** START **
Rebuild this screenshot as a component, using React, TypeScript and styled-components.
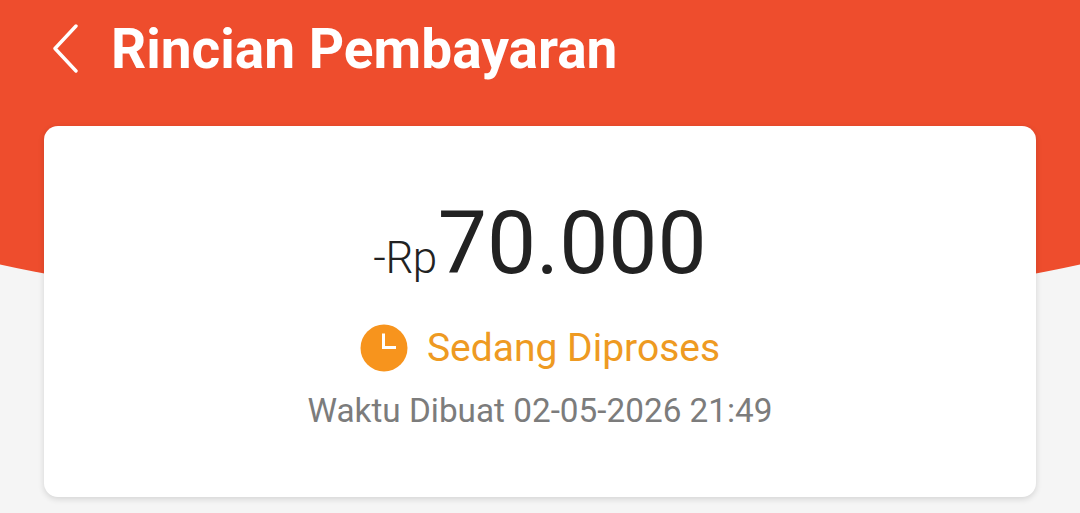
import React from 'react';
import styled, {createGlobalStyle} from 'styled-components';

const GlobalStyle = createGlobalStyle`
  html, body {
    margin: 0;
    padding: 0;
    width: 1080px;
    height: 513px;
    overflow: hidden;
    background: #f5f5f5;
    font-family: Roboto, "Liberation Sans", sans-serif;
  }
`;
const Page = styled.div`
  position: relative;
  width: 1080px;
  height: 513px;
  overflow: hidden;
  background: #f5f5f5;
`;
const Backdrop = styled.div`
  position: absolute;
  left: -260px;
  top: -71px;
  width: 1600px;
  height: 386px;
  border-radius: 50%;
  background: #ee4d2d;
`;
const Content = styled.div`
  position: relative;
  display: flex;
  flex-direction: column;
  padding: 0 44px;
`;
const Header = styled.header`
  display: flex;
  align-items: center;
  height: 98px;
  gap: 32px;
  padding-left: 9px;
  margin-bottom: 28px;
`;
const Title = styled.h1`
  margin: 0;
  color: #fff;
  font-size: 55px;
  line-height: 98px;
  font-weight: 700;
`;
const Card = styled.section`
  display: flex;
  flex-direction: column;
  align-items: center;
  height: 371px;
  box-sizing: border-box;
  padding-top: 67px;
  background: #fff;
  border-radius: 14px;
  box-shadow: 0 2px 6px rgba(0, 0, 0, 0.14);
`;
const Amount = styled.div`
  display: flex;
  align-items: baseline;
  color: #222;
  line-height: 100px;
  height: 100px;
`;
const Currency = styled.span`
  font-size: 44px;
  font-weight: 300;
  letter-spacing: -0.5px;
  margin-right: 1px;
`;
const Value = styled.span`
  font-size: 87.5px;
`;
const Status = styled.div`
  display: flex;
  align-items: center;
  gap: 19px;
  height: 48px;
  margin-top: 31px;
  color: #ee9a22;
  font-size: 39px;
`;
const Created = styled.div`
  margin-top: 19px;
  color: #7c7c7c;
  font-size: 33.3px;
  line-height: 40px;
`;

function BackIcon() {
  return (
    <svg width="26" height="52" viewBox="0 0 26 52" fill="none">
      <path d="M23 3L2 25.5 23 48" stroke="#fff" strokeWidth="3.4" strokeLinecap="round" strokeLinejoin="round"/>
    </svg>
  );
}

function ClockIcon() {
  return (
    <svg width="48" height="48" viewBox="0 0 48 48">
      <circle cx="24" cy="24" r="23.5" fill="#f7941d"/>
      <path d="M23.5 9.5V23.5H36" fill="none" stroke="#fff" strokeWidth="3"/>
    </svg>
  );
}

export default function App() {
  return (
    <Page>
      <GlobalStyle/>
      <Backdrop/>
      <Content>
        <Header>
          <BackIcon/>
          <Title>Rincian Pembayaran</Title>
        </Header>
        <Card>
          <Amount>
            <Currency>-Rp</Currency>
            <Value>70.000</Value>
          </Amount>
          <Status>
            <ClockIcon/>
            Sedang Diproses
          </Status>
          <Created>Waktu Dibuat 02-05-2026 21:49</Created>
        </Card>
      </Content>
    </Page>
  );
}
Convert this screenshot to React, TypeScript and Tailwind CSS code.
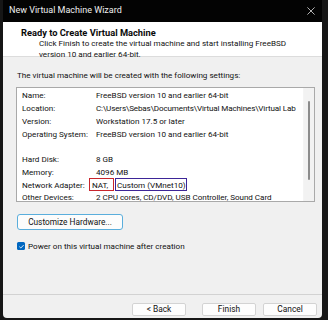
import type { ReactNode } from "react"

const topRows: [string, ReactNode][] = [
  ["Name:", "FreeBSD version 10 and earlier 64-bit"],
  ["Location:", <span className="tracking-[-0.15px]">C:\Users\Sebas\Documents\Virtual Machines\Virtual Lab</span>],
  ["Version:", "Workstation 17.5 or later"],
  ["Operating System:", "FreeBSD version 10 and earlier 64-bit"],
]

const bottomRows: [string, ReactNode][] = [
  ["Hard Disk:", "8 GB"],
  ["Memory:", "4096 MB"],
  [
    "Network Adapter:",
    <span className="-ml-[7px] flex items-center">
      <span className="flex h-[13px] w-[25px] items-center border border-[#c8252c] pl-[2px]">NAT,</span>
      <span className="ml-[1px] flex h-[13px] w-[72px] items-center border border-[#3d2597] pl-[1px]">Custom (VMnet10)</span>
    </span>,
  ],
  ["Other Devices:", <span className="tracking-[-0.05px]">2 CPU cores, CD/DVD, USB Controller, Sound Card</span>],
]

function Row({ label, value }: { label: string; value: ReactNode }) {
  return (
    <div className="flex h-[12.75px] items-center whitespace-nowrap">
      <span className="w-[74px] shrink-0">{label}</span>
      {value}
    </div>
  )
}

function Btn({ children, className = "" }: { children: ReactNode; className?: string }) {
  return (
    <button className={`flex h-[13px] w-[54px] items-center justify-center rounded-[2px] border border-[#d3d3d3] bg-[#fdfdfd] text-[8.4px] leading-none text-[#111] ${className}`}>
      {children}
    </button>
  )
}

export default function App() {
  return (
    <div
      className="flex h-[320px] w-[328px] bg-[#161616] pb-[2px] pl-[3px] pr-[6px] text-[8.1px] text-[#111]"
      style={{ fontFamily: "Roboto, 'Liberation Sans', sans-serif" }}
    >
      <div className="flex flex-1 flex-col overflow-hidden rounded-b-[4px] bg-[#f0f0f0]">
        <div className="flex h-[22px] shrink-0 items-center justify-between bg-[#030303] pl-[6px] pr-[7px] text-[9px] text-[#f0f0f0]">
          <span>New Virtual Machine Wizard</span>
          <svg viewBox="0 0 10 10" className="h-[8px] w-[8px]">
            <path d="M0.5 0.5 L9.5 9.5 M9.5 0.5 L0.5 9.5" stroke="#e0e0e0" strokeWidth="1" fill="none" />
          </svg>
        </div>
        <div className="h-[35px] shrink-0 border-b border-[#dcdcdc] bg-white pl-[18px] pt-[5px]">
          <div className="text-[9.3px] font-bold leading-[11px] text-[#0a0a0a]">Ready to Create Virtual Machine</div>
          <div className="whitespace-nowrap pl-[18px] leading-[10.5px]">
            Click Finish to create the virtual machine and start installing FreeBSD
            <br />
            version 10 and earlier 64-bit.
          </div>
        </div>
        <div className="mt-[12px] whitespace-nowrap pl-[14px] leading-[12px]">
          The virtual machine will be created with the following settings:
        </div>
        <div className="ml-[13px] mr-[7px] mt-[6px] flex h-[115px] border border-[#a9a9a9] bg-white">
          <div className="flex-1 overflow-hidden pl-[5px] pt-[1px]">
            {topRows.map(([l, v]) => (
              <Row key={l} label={l} value={v} />
            ))}
            <div className="h-[12.75px]" />
            {bottomRows.map(([l, v]) => (
              <Row key={l} label={l} value={v} />
            ))}
          </div>
          <div className="flex w-[11px] justify-center border-l border-[#f4f4f4] bg-[#f2f2f2] pt-[13px]">
            <div className="h-[79px] w-[2px] rounded-full bg-[#8c8c8c]" />
          </div>
        </div>
        <div className="mt-[12px] pl-[14px]">
          <button className="flex h-[16px] w-[106px] items-center justify-center rounded-[3px] border border-[#5aaedc] bg-[#fcfcfc] text-[8.3px] leading-none">
            Customize Hardware...
          </button>
        </div>
        <label className="mt-[10px] flex h-[12px] items-center gap-[3px] whitespace-nowrap pl-[14px]">
          <span className="flex h-[8px] w-[8px] items-center justify-center rounded-[1.5px] bg-[#0067c0]">
            <svg viewBox="0 0 8 8" className="h-[7px] w-[7px]">
              <path d="M1.6 4.2 L3.2 5.7 L6.4 2.4" fill="none" stroke="white" strokeWidth="1" />
            </svg>
          </span>
          <span>Power on this virtual machine after creation</span>
        </label>
        <div className="flex-1" />
        <div className="h-[24px] shrink-0 border-t border-[#d2d2d2]">
          <div className="flex justify-end gap-[7px] pr-[5px] pt-[8px]">
            <Btn className="mr-[9px] w-[44px]">&lt; Back</Btn>
            <Btn>Finish</Btn>
            <Btn>Cancel</Btn>
          </div>
        </div>
      </div>
    </div>
  )
}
** END **
Write the listing above out again exactly, dropping each image.

Rebuild this screenshot as a component, using React, TypeScript and styled-components.
import React from 'react';
import styled, {createGlobalStyle} from 'styled-components';

const GlobalStyle = createGlobalStyle`
  html, body {
    margin: 0;
    padding: 0;
    width: 1080px;
    height: 513px;
    overflow: hidden;
    background: #f5f5f5;
    font-family: Roboto, "Liberation Sans", sans-serif;
  }
`;
const Page = styled.div`
  position: relative;
  width: 1080px;
  height: 513px;
  overflow: hidden;
  background: #f5f5f5;
`;
const Backdrop = styled.div`
  position: absolute;
  left: -260px;
  top: -71px;
  width: 1600px;
  height: 386px;
  border-radius: 50%;
  background: #ee4d2d;
`;
const Content = styled.div`
  position: relative;
  display: flex;
  flex-direction: column;
  padding: 0 44px;
`;
const Header = styled.header`
  display: flex;
  align-items: center;
  height: 98px;
  gap: 32px;
  padding-left: 9px;
  margin-bottom: 28px;
`;
const Title = styled.h1`
  margin: 0;
  color: #fff;
  font-size: 55px;
  line-height: 98px;
  font-weight: 700;
`;
const Card = styled.section`
  display: flex;
  flex-direction: column;
  align-items: center;
  height: 371px;
  box-sizing: border-box;
  padding-top: 67px;
  background: #fff;
  border-radius: 14px;
  box-shadow: 0 2px 6px rgba(0, 0, 0, 0.14);
`;
const Amount = styled.div`
  display: flex;
  align-items: baseline;
  color: #222;
  line-height: 100px;
  height: 100px;
`;
const Currency = styled.span`
  font-size: 44px;
  font-weight: 300;
  letter-spacing: -0.5px;
  margin-right: 1px;
`;
const Value = styled.span`
  font-size: 87.5px;
`;
const Status = styled.div`
  display: flex;
  align-items: center;
  gap: 19px;
  height: 48px;
  margin-top: 31px;
  color: #ee9a22;
  font-size: 39px;
`;
const Created = styled.div`
  margin-top: 19px;
  color: #7c7c7c;
  font-size: 33.3px;
  line-height: 40px;
`;

function BackIcon() {
  return (
    <svg width="26" height="52" viewBox="0 0 26 52" fill="none">
      <path d="M23 3L2 25.5 23 48" stroke="#fff" strokeWidth="3.4" strokeLinecap="round" strokeLinejoin="round"/>
    </svg>
  );
}

function ClockIcon() {
  return (
    <svg width="48" height="48" viewBox="0 0 48 48">
      <circle cx="24" cy="24" r="23.5" fill="#f7941d"/>
      <path d="M23.5 9.5V23.5H36" fill="none" stroke="#fff" strokeWidth="3"/>
    </svg>
  );
}

export default function App() {
  return (
    <Page>
      <GlobalStyle/>
      <Backdrop/>
      <Content>
        <Header>
          <BackIcon/>
          <Title>Rincian Pembayaran</Title>
        </Header>
        <Card>
          <Amount>
            <Currency>-Rp</Currency>
            <Value>70.000</Value>
          </Amount>
          <Status>
            <ClockIcon/>
            Sedang Diproses
          </Status>
          <Created>Waktu Dibuat 02-05-2026 21:49</Created>
        </Card>
      </Content>
    </Page>
  );
}
Convert this screenshot to React, TypeScript and Tailwind CSS code.
import type { ReactNode } from "react"

const topRows: [string, ReactNode][] = [
  ["Name:", "FreeBSD version 10 and earlier 64-bit"],
  ["Location:", <span className="tracking-[-0.15px]">C:\Users\Sebas\Documents\Virtual Machines\Virtual Lab</span>],
  ["Version:", "Workstation 17.5 or later"],
  ["Operating System:", "FreeBSD version 10 and earlier 64-bit"],
]

const bottomRows: [string, ReactNode][] = [
  ["Hard Disk:", "8 GB"],
  ["Memory:", "4096 MB"],
  [
    "Network Adapter:",
    <span className="-ml-[7px] flex items-center">
      <span className="flex h-[13px] w-[25px] items-center border border-[#c8252c] pl-[2px]">NAT,</span>
      <span className="ml-[1px] flex h-[13px] w-[72px] items-center border border-[#3d2597] pl-[1px]">Custom (VMnet10)</span>
    </span>,
  ],
  ["Other Devices:", <span className="tracking-[-0.05px]">2 CPU cores, CD/DVD, USB Controller, Sound Card</span>],
]

function Row({ label, value }: { label: string; value: ReactNode }) {
  return (
    <div className="flex h-[12.75px] items-center whitespace-nowrap">
      <span className="w-[74px] shrink-0">{label}</span>
      {value}
    </div>
  )
}

function Btn({ children, className = "" }: { children: ReactNode; className?: string }) {
  return (
    <button className={`flex h-[13px] w-[54px] items-center justify-center rounded-[2px] border border-[#d3d3d3] bg-[#fdfdfd] text-[8.4px] leading-none text-[#111] ${className}`}>
      {children}
    </button>
  )
}

export default function App() {
  return (
    <div
      className="flex h-[320px] w-[328px] bg-[#161616] pb-[2px] pl-[3px] pr-[6px] text-[8.1px] text-[#111]"
      style={{ fontFamily: "Roboto, 'Liberation Sans', sans-serif" }}
    >
      <div className="flex flex-1 flex-col overflow-hidden rounded-b-[4px] bg-[#f0f0f0]">
        <div className="flex h-[22px] shrink-0 items-center justify-between bg-[#030303] pl-[6px] pr-[7px] text-[9px] text-[#f0f0f0]">
          <span>New Virtual Machine Wizard</span>
          <svg viewBox="0 0 10 10" className="h-[8px] w-[8px]">
            <path d="M0.5 0.5 L9.5 9.5 M9.5 0.5 L0.5 9.5" stroke="#e0e0e0" strokeWidth="1" fill="none" />
          </svg>
        </div>
        <div className="h-[35px] shrink-0 border-b border-[#dcdcdc] bg-white pl-[18px] pt-[5px]">
          <div className="text-[9.3px] font-bold leading-[11px] text-[#0a0a0a]">Ready to Create Virtual Machine</div>
          <div className="whitespace-nowrap pl-[18px] leading-[10.5px]">
            Click Finish to create the virtual machine and start installing FreeBSD
            <br />
            version 10 and earlier 64-bit.
          </div>
        </div>
        <div className="mt-[12px] whitespace-nowrap pl-[14px] leading-[12px]">
          The virtual machine will be created with the following settings:
        </div>
        <div className="ml-[13px] mr-[7px] mt-[6px] flex h-[115px] border border-[#a9a9a9] bg-white">
          <div className="flex-1 overflow-hidden pl-[5px] pt-[1px]">
            {topRows.map(([l, v]) => (
              <Row key={l} label={l} value={v} />
            ))}
            <div className="h-[12.75px]" />
            {bottomRows.map(([l, v]) => (
              <Row key={l} label={l} value={v} />
            ))}
          </div>
          <div className="flex w-[11px] justify-center border-l border-[#f4f4f4] bg-[#f2f2f2] pt-[13px]">
            <div className="h-[79px] w-[2px] rounded-full bg-[#8c8c8c]" />
          </div>
        </div>
        <div className="mt-[12px] pl-[14px]">
          <button className="flex h-[16px] w-[106px] items-center justify-center rounded-[3px] border border-[#5aaedc] bg-[#fcfcfc] text-[8.3px] leading-none">
            Customize Hardware...
          </button>
        </div>
        <label className="mt-[10px] flex h-[12px] items-center gap-[3px] whitespace-nowrap pl-[14px]">
          <span className="flex h-[8px] w-[8px] items-center justify-center rounded-[1.5px] bg-[#0067c0]">
            <svg viewBox="0 0 8 8" className="h-[7px] w-[7px]">
              <path d="M1.6 4.2 L3.2 5.7 L6.4 2.4" fill="none" stroke="white" strokeWidth="1" />
            </svg>
          </span>
          <span>Power on this virtual machine after creation</span>
        </label>
        <div className="flex-1" />
        <div className="h-[24px] shrink-0 border-t border-[#d2d2d2]">
          <div className="flex justify-end gap-[7px] pr-[5px] pt-[8px]">
            <Btn className="mr-[9px] w-[44px]">&lt; Back</Btn>
            <Btn>Finish</Btn>
            <Btn>Cancel</Btn>
          </div>
        </div>
      </div>
    </div>
  )
}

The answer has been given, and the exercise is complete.